Okay this is going to be a long one, so if you actually would like to read all the way through this, buckle your seat belts. I mostly just want to rant and see if anyone can offer me some advice/is going through something similar.
Backstory and important details:
My FH and I will be celebrating our first anniversary on August 4th and we got engaged in March. He's the love of my life and we've been so so happy together.
He got a new job in April and he's working 40 hours a week and he's also doing a coding boot camp/class which is every Tuesday, Thursday night after work and Saturday morning. Needless to say, this guy is doing a lot and as the class is coming to an end in September the work is getting harder and he's pretty stressed about it. I work 35 hours a week so I try to help out by taking care of meals for us and general house keeping and cleaning.
It seems like for this whole past month he hasn't been feeling super talkative, and usually when he comes home he wants to sit at his computer and play video games with his friends (which I really don't mind since his friends live out of state and that's kind of the only way they hang out). At the same time it feels like he enjoys doing that more than he enjoys doing things with me sometimes- but maybe I'm just being sensitive.

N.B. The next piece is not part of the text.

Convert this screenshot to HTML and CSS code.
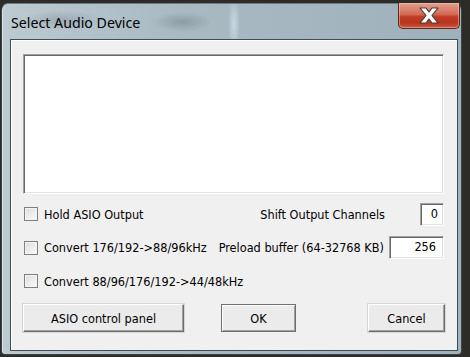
FILE: index.html
```html
<!DOCTYPE html>
<html lang="en">
<head>
    <meta charset="UTF-8">
    <title>Select Audio Device</title>
    <link rel="stylesheet" href="styles.css">
</head>
<body>
    <div class="window">
        <div class="titlebar">
            <span class="title">Select Audio Device</span>
            <div class="close">
                <svg width="22" height="17" viewBox="0 0 22 17">
                    <path d="M2 1h6l3 4 3-4h6l-6 7.5 6 7.5h-6l-3-4-3 4H2l6-7.5z" fill="#fff" stroke="#4a3c38" stroke-width="1.2" stroke-linejoin="round"/>
                </svg>
            </div>
        </div>
        <div class="client">
            <div class="devices"></div>

            <div class="row row-1">
                <label class="check"><span class="box"></span>Hold ASIO Output</label>
                <div class="field field-shift">
                    <span>Shift Output Channels</span>
                    <div class="edit small">0</div>
                </div>
            </div>

            <div class="row row-2">
                <label class="check"><span class="box"></span>Convert 176/192-&gt;88/96kHz</label>
                <div class="field">
                    <span>Preload buffer (64-32768 KB)</span>
                    <div class="edit wide">256</div>
                </div>
            </div>

            <div class="row row-3">
                <label class="check"><span class="box"></span>Convert 88/96/176/192-&gt;44/48kHz</label>
            </div>

            <div class="buttons">
                <button class="btn btn-asio">ASIO control panel</button>
                <button class="btn btn-ok">OK</button>
                <button class="btn btn-cancel">Cancel</button>
            </div>
        </div>
    </div>
</body>
</html>
```

FILE: styles.css
```css
body {
    margin: 0;
    height: 357px;
    overflow: hidden;
    background-color: #2e2c26;
    font-family: "DejaVu Sans Condensed", "DejaVu Sans", sans-serif;
    font-size: 12.6px;
    color: #000;
}
.window {
    box-sizing: border-box;
    width: 461px;
    height: 352px;
    margin: 3px 0 0 1px;
    padding: 0 3px 4px 8px;
    border-radius: 7px 7px 4px 4px;
    border: 1px solid #3b4248;
    border-top-color: #6d7a82;
    background:
        radial-gradient(ellipse 40px 10px at 60px 16px, rgba(110, 125, 135, 0.35), transparent),
        radial-gradient(ellipse 30px 10px at 180px 18px, rgba(90, 105, 115, 0.35), transparent),
        radial-gradient(ellipse 6px 30px at 232px 20px, rgba(225, 235, 245, 0.6), transparent),
        linear-gradient(to right, #bccad1, #a8b9c2 40%, #9fb1bb 100%);
    box-shadow: inset 1px 0 0 #d8e2e8;
}
.titlebar {
    display: flex;
    justify-content: space-between;
    align-items: flex-start;
    height: 35px;
    margin-left: -8px;
    margin-right: -2px;
}
.title {
    padding: 9px 0 0 9px;
    font-family: "Noto Sans", "Open Sans", sans-serif;
    font-size: 14.2px;
    color: #000;
}
.close {
    display: flex;
    align-items: center;
    justify-content: center;
    width: 62px;
    height: 26px;
    margin-top: -1px;
    box-sizing: border-box;
    border: 1px solid #5a2a22;
    border-top: none;
    border-radius: 0 0 5px 5px;
    background: linear-gradient(to bottom, #e3a090 0%, #d46b56 45%, #c03c25 55%, #b8351e 80%, #cc5a42 100%);
    box-shadow: inset 0 0 0 1px rgba(255, 210, 200, 0.45);
}
.client {
    box-sizing: border-box;
    height: 312px;
    padding: 14px 13px 0 12px;
    background-color: #f0f0f0;
    border: 1px solid #3f4d57;
    box-shadow: inset 1px 1px 0 #fff;
}
.devices {
    box-sizing: border-box;
    height: 140px;
    background-color: #fff;
    border: 1px solid #fff;
    border-top-color: #a0a0a0;
    border-left-color: #a0a0a0;
    box-shadow: inset 1px 1px 0 #696969, inset -1px -1px 0 #e3e3e3;
}
.row {
    display: flex;
    justify-content: space-between;
    align-items: center;
}
.row-1 {
    height: 24px;
    margin-top: 8px;
}
.row-2 {
    height: 23px;
    margin-top: 10px;
}
.row-3 {
    height: 22px;
    margin-top: 11px;
}
.check {
    display: flex;
    align-items: center;
    gap: 6px;
    padding-left: 1px;
}
.box {
    width: 14px;
    height: 14px;
    box-sizing: border-box;
    border: 1px solid #7f7f7f;
    background: linear-gradient(135deg, #dcdcdc, #fbfbfb);
    box-shadow: inset 0 0 0 1px #f4f4f4;
}
.field {
    display: flex;
    align-items: center;
    gap: 5px;
}
.field-shift {
    gap: 35px;
}
.edit {
    box-sizing: border-box;
    height: 23px;
    padding: 1px 5px 0 0;
    text-align: right;
    background-color: #fff;
    border: 1px solid #fff;
    border-top-color: #a0a0a0;
    border-left-color: #a0a0a0;
    box-shadow: inset 1px 1px 0 #696969, inset -1px -1px 0 #e3e3e3;
    line-height: 18px;
}
.small {
    width: 24px;
}
.wide {
    width: 55px;
    padding-right: 7px;
}
.buttons {
    display: flex;
    margin-top: 12px;
}
.btn {
    box-sizing: border-box;
    height: 28px;
    padding: 0;
    font-family: inherit;
    font-size: 12.6px;
    color: #000;
    background-color: #ebebeb;
    border: 1px solid #fff;
    border-right-color: #6f6f6f;
    border-bottom-color: #6f6f6f;
    box-shadow: inset -1px -1px 0 #a0a0a0, 0 0 0 1px #d6d6d6;
}
.btn-asio {
    width: 161px;
}
.btn-ok {
    width: 75px;
    margin-left: 37px;
    border-color: #6f6f6f;
    box-shadow: inset 1px 1px 0 #fff, inset -1px -1px 0 #a0a0a0;
}
.btn-cancel {
    width: 77px;
    margin-left: auto;
    margin-right: -1px;
}
```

From my point of view I try to make myself available so that when he has free time we can spend quality time together, and plus I enjoy his company (which I feel like is important if you're getting married) and want to spend time with him.
Anyways, it feels like communication has just been kinda off with us, and we're arguing more about little things.. We also usually text pretty consistently throughout the day, but it feels like I have to be the one to initiate conversation and if I send a heart or an "I love you" text he doesn't respond (when in the past he would). He had a bit of a meltdown last night and told me he feels like he has to be too careful about what he says to me because he's worried I'll get upset about it, and that he feels like I don't do things unless they involve him.
This whole situation has me feeling really anxious and a little depressed. I've always been kind of clingy, so I don't know if maybe I'm just overreacting or if this is something I should be worried about. This is also my first really serious relationship, so any tips/advice on how to solve this is welcomed.